== Data lines

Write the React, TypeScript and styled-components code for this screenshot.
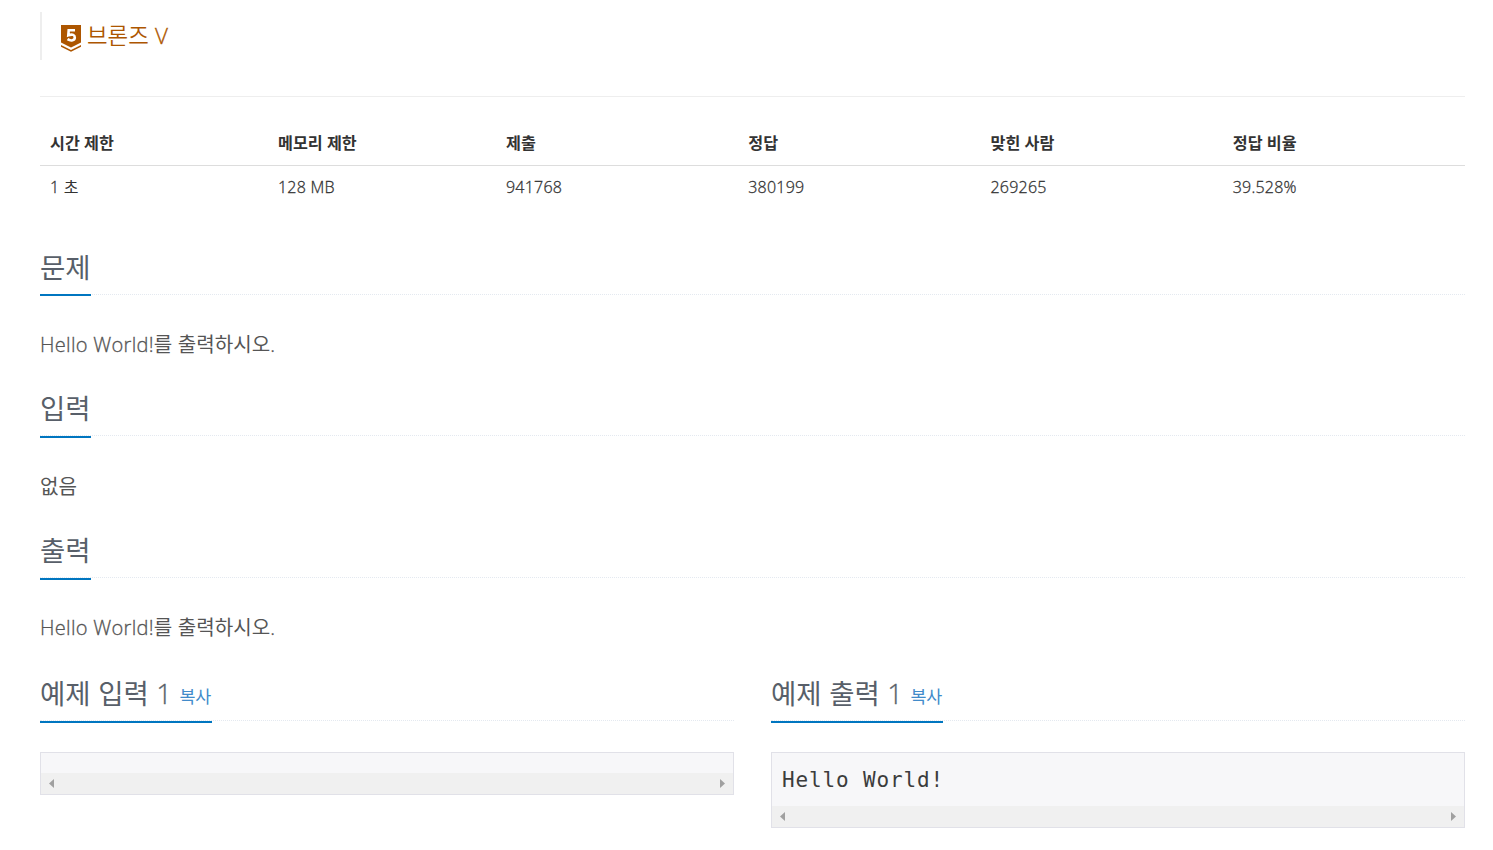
import React from "react";
import styled, { createGlobalStyle } from "styled-components";

const Global = createGlobalStyle`
  *, *::before, *::after { box-sizing: border-box; }
  body { margin: 0; background: #fff; color: #333; font-family: "Open Sans", "Noto Sans CJK KR", sans-serif; font-size: 16px; overflow: hidden; }
`;

const Page = styled.main`
  height: 850px;
  padding: 12px 28px 0 40px;
`;
const Light = styled.span`
  font-weight: 300;
  letter-spacing: 0.014em;
  -webkit-text-stroke: 0.3px currentColor;
`;
const Tier = styled.blockquote`
  display: flex;
  align-items: center;
  gap: 5px;
  height: 48px;
  margin: 0 0 36px;
  padding: 0 0 1px 18px;
  border-left: 2px solid #eee;
  color: #ad5600;
  font-size: 22.4px;
  line-height: 30px;
`;
const TierName = styled.span`
  margin-top: 1px;
  font-weight: 350;
`;
const TierIcon = styled.svg`
  width: 22px;
  height: 28px;
  margin-top: 6px;
`;
const TableWrap = styled.section`
  height: 153px;
  padding-top: 23px;
  border-top: 1px solid #eee;
`;
const Table = styled.table`
  width: 100%;
  border-collapse: collapse;
  table-layout: fixed;
`;
const Col = styled.col<{ $w: number }>`
  width: ${(p) => p.$w}%;
`;
const Th = styled.th`
  height: 45px;
  padding: 0 10px 1px;
  border-bottom: 1px solid #ddd;
  text-align: left;
  font-size: 16.2px;
  font-weight: 700;
`;
const Td = styled.td`
  height: 43px;
  padding: 0 10px;
  line-height: 22px;
`;
const Section = styled.section<{ $h: number }>`
  height: ${(p) => p.$h}px;
`;
const Headline = styled.div`
  height: 46px;
  border-bottom: 1px dotted #e4e9f0;
`;
const Title = styled.h2<{ $h: number }>`
  display: inline-flex;
  align-items: baseline;
  gap: 7px;
  height: ${(p) => p.$h}px;
  margin: 0;
  padding-top: 1px;
  border-bottom: 2px solid #0076c0;
  color: #585f69;
  font-size: 27.5px;
  line-height: 36px;
  font-weight: 400;
  white-space: nowrap;
`;
const Copy = styled.a`
  margin-right: 1px;
  color: #428bca;
  font-size: 17.4px;
  line-height: 34px;
  transform: translateY(-1px);
`;
const Body = styled.p<{ $top: number }>`
  margin: ${(p) => p.$top}px 0 0;
  color: #555;
  font-size: 20.1px;
  line-height: 30px;
`;
const Samples = styled.div`
  display: grid;
  grid-template-columns: 694px 694px;
  gap: 37px;
`;
const Sample = styled.section``;
const Box = styled.div<{ $h: number }>`
  display: flex;
  flex-direction: column;
  height: ${(p) => p.$h}px;
  margin-top: 31px;
  border: 1px solid #e1e1e8;
  background: #f7f7f9;
`;
const Code = styled.pre`
  margin: 0;
  padding: 12px 10px 0;
  color: #3c3c3c;
  font: 21px/30px "DejaVu Sans Mono", monospace;
  letter-spacing: 0.86px;
`;
const Scrollbar = styled.div`
  display: flex;
  justify-content: space-between;
  align-items: center;
  height: 21px;
  margin-top: auto;
  padding: 0 8px 1px 8px;
  background: #f0f0f0;
`;
const Arrow = styled.svg`
  width: 5px;
  height: 9px;
  fill: #a0a0a0;
`;

const stats = [
  ["시간 제한", "1 초", 16],
  ["메모리 제한", "128 MB", 16],
  ["제출", "941768", 17],
  ["정답", "380199", 17],
  ["맞힌 사람", "269265", 17],
  ["정답 비율", "39.528%", 17],
] as const;

const sections = [
  { title: "문제", text: "Hello World!를 출력하시오.", height: 141, rule: 47, top: 35 },
  { title: "입력", text: "없음", height: 142, rule: 48, top: 36 },
  { title: "출력", text: "Hello World!를 출력하시오.", height: 143, rule: 48, top: 35 },
];

/* Latin letters and digits are set lighter than Hangul. */
function Mixed({ text }: { text: string }) {
  return (
    <>
      {text.split(/([\x20-\x7e]+)/).filter(Boolean).map((run, i) =>
        run.charCodeAt(0) < 128 ? <Light key={i}>{run}</Light> : run,
      )}
    </>
  );
}

function Example({ title, code, height }: { title: string; code?: string; height: number }) {
  return (
    <Sample>
      <Headline>
        <Title $h={48}>
          <span><Mixed text={title} /></span>
          <Copy>복사</Copy>
        </Title>
      </Headline>
      <Box $h={height}>
        {code && <Code>{code}</Code>}
        <Scrollbar>
          <Arrow viewBox="0 0 5 9"><path d="M5 0v9L0 4.500z" /></Arrow>
          <Arrow viewBox="0 0 5 9"><path d="M0 0v9l5-4.500z" /></Arrow>
        </Scrollbar>
      </Box>
    </Sample>
  );
}

export default function App() {
  return (
    <Page>
      <Global />
      <Tier>
        <TierIcon viewBox="0 0 22 28">
          <path fill="#ad5600" d="M1 0h20v17.500l-10 5-10-5z M1 20l10 5 10-5v1.800l-10 5-10-5z" />
          <path fill="none" stroke="#fff" strokeWidth="2.600" d="M15 5.300H8.700l-.4 5c4.500-1.500 6.500-.3 6.500 2.200 0 3-3.800 3.900-7.300 1.700" />
        </TierIcon>
        <TierName><Mixed text="브론즈 V" /></TierName>
      </Tier>
      <TableWrap>
        <Table>
          <colgroup>{stats.map((s) => <Col key={s[0]} $w={s[2]} />)}</colgroup>
          <thead><tr>{stats.map((s) => <Th key={s[0]}>{s[0]}</Th>)}</tr></thead>
          <tbody><tr>{stats.map((s) => <Td key={s[0]}><Mixed text={s[1]} /></Td>)}</tr></tbody>
        </Table>
      </TableWrap>
      {sections.map((s) => (
        <Section key={s.title} $h={s.height}>
          <Headline><Title $h={s.rule}>{s.title}</Title></Headline>
          <Body $top={s.top}><Mixed text={s.text} /></Body>
        </Section>
      ))}
      <Samples>
        <Example title="예제 입력 1" height={43} />
        <Example title="예제 출력 1" code="Hello World!" height={76} />
      </Samples>
    </Page>
  );
}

====

Quote all the lines above exactly as given. Do not include the pictures.

Write the React, TypeScript and styled-components code for this screenshot.
import React from "react";
import styled, { createGlobalStyle } from "styled-components";

const Global = createGlobalStyle`
  *, *::before, *::after { box-sizing: border-box; }
  body { margin: 0; background: #fff; color: #333; font-family: "Open Sans", "Noto Sans CJK KR", sans-serif; font-size: 16px; overflow: hidden; }
`;

const Page = styled.main`
  height: 850px;
  padding: 12px 28px 0 40px;
`;
const Light = styled.span`
  font-weight: 300;
  letter-spacing: 0.014em;
  -webkit-text-stroke: 0.3px currentColor;
`;
const Tier = styled.blockquote`
  display: flex;
  align-items: center;
  gap: 5px;
  height: 48px;
  margin: 0 0 36px;
  padding: 0 0 1px 18px;
  border-left: 2px solid #eee;
  color: #ad5600;
  font-size: 22.4px;
  line-height: 30px;
`;
const TierName = styled.span`
  margin-top: 1px;
  font-weight: 350;
`;
const TierIcon = styled.svg`
  width: 22px;
  height: 28px;
  margin-top: 6px;
`;
const TableWrap = styled.section`
  height: 153px;
  padding-top: 23px;
  border-top: 1px solid #eee;
`;
const Table = styled.table`
  width: 100%;
  border-collapse: collapse;
  table-layout: fixed;
`;
const Col = styled.col<{ $w: number }>`
  width: ${(p) => p.$w}%;
`;
const Th = styled.th`
  height: 45px;
  padding: 0 10px 1px;
  border-bottom: 1px solid #ddd;
  text-align: left;
  font-size: 16.2px;
  font-weight: 700;
`;
const Td = styled.td`
  height: 43px;
  padding: 0 10px;
  line-height: 22px;
`;
const Section = styled.section<{ $h: number }>`
  height: ${(p) => p.$h}px;
`;
const Headline = styled.div`
  height: 46px;
  border-bottom: 1px dotted #e4e9f0;
`;
const Title = styled.h2<{ $h: number }>`
  display: inline-flex;
  align-items: baseline;
  gap: 7px;
  height: ${(p) => p.$h}px;
  margin: 0;
  padding-top: 1px;
  border-bottom: 2px solid #0076c0;
  color: #585f69;
  font-size: 27.5px;
  line-height: 36px;
  font-weight: 400;
  white-space: nowrap;
`;
const Copy = styled.a`
  margin-right: 1px;
  color: #428bca;
  font-size: 17.4px;
  line-height: 34px;
  transform: translateY(-1px);
`;
const Body = styled.p<{ $top: number }>`
  margin: ${(p) => p.$top}px 0 0;
  color: #555;
  font-size: 20.1px;
  line-height: 30px;
`;
const Samples = styled.div`
  display: grid;
  grid-template-columns: 694px 694px;
  gap: 37px;
`;
const Sample = styled.section``;
const Box = styled.div<{ $h: number }>`
  display: flex;
  flex-direction: column;
  height: ${(p) => p.$h}px;
  margin-top: 31px;
  border: 1px solid #e1e1e8;
  background: #f7f7f9;
`;
const Code = styled.pre`
  margin: 0;
  padding: 12px 10px 0;
  color: #3c3c3c;
  font: 21px/30px "DejaVu Sans Mono", monospace;
  letter-spacing: 0.86px;
`;
const Scrollbar = styled.div`
  display: flex;
  justify-content: space-between;
  align-items: center;
  height: 21px;
  margin-top: auto;
  padding: 0 8px 1px 8px;
  background: #f0f0f0;
`;
const Arrow = styled.svg`
  width: 5px;
  height: 9px;
  fill: #a0a0a0;
`;

const stats = [
  ["시간 제한", "1 초", 16],
  ["메모리 제한", "128 MB", 16],
  ["제출", "941768", 17],
  ["정답", "380199", 17],
  ["맞힌 사람", "269265", 17],
  ["정답 비율", "39.528%", 17],
] as const;

const sections = [
  { title: "문제", text: "Hello World!를 출력하시오.", height: 141, rule: 47, top: 35 },
  { title: "입력", text: "없음", height: 142, rule: 48, top: 36 },
  { title: "출력", text: "Hello World!를 출력하시오.", height: 143, rule: 48, top: 35 },
];

/* Latin letters and digits are set lighter than Hangul. */
function Mixed({ text }: { text: string }) {
  return (
    <>
      {text.split(/([\x20-\x7e]+)/).filter(Boolean).map((run, i) =>
        run.charCodeAt(0) < 128 ? <Light key={i}>{run}</Light> : run,
      )}
    </>
  );
}

function Example({ title, code, height }: { title: string; code?: string; height: number }) {
  return (
    <Sample>
      <Headline>
        <Title $h={48}>
          <span><Mixed text={title} /></span>
          <Copy>복사</Copy>
        </Title>
      </Headline>
      <Box $h={height}>
        {code && <Code>{code}</Code>}
        <Scrollbar>
          <Arrow viewBox="0 0 5 9"><path d="M5 0v9L0 4.500z" /></Arrow>
          <Arrow viewBox="0 0 5 9"><path d="M0 0v9l5-4.500z" /></Arrow>
        </Scrollbar>
      </Box>
    </Sample>
  );
}

export default function App() {
  return (
    <Page>
      <Global />
      <Tier>
        <TierIcon viewBox="0 0 22 28">
          <path fill="#ad5600" d="M1 0h20v17.500l-10 5-10-5z M1 20l10 5 10-5v1.800l-10 5-10-5z" />
          <path fill="none" stroke="#fff" strokeWidth="2.600" d="M15 5.300H8.700l-.4 5c4.500-1.500 6.500-.3 6.500 2.200 0 3-3.800 3.900-7.300 1.700" />
        </TierIcon>
        <TierName><Mixed text="브론즈 V" /></TierName>
      </Tier>
      <TableWrap>
        <Table>
          <colgroup>{stats.map((s) => <Col key={s[0]} $w={s[2]} />)}</colgroup>
          <thead><tr>{stats.map((s) => <Th key={s[0]}>{s[0]}</Th>)}</tr></thead>
          <tbody><tr>{stats.map((s) => <Td key={s[0]}><Mixed text={s[1]} /></Td>)}</tr></tbody>
        </Table>
      </TableWrap>
      {sections.map((s) => (
        <Section key={s.title} $h={s.height}>
          <Headline><Title $h={s.rule}>{s.title}</Title></Headline>
          <Body $top={s.top}><Mixed text={s.text} /></Body>
        </Section>
      ))}
      <Samples>
        <Example title="예제 입력 1" height={43} />
        <Example title="예제 출력 1" code="Hello World!" height={76} />
      </Samples>
    </Page>
  );
}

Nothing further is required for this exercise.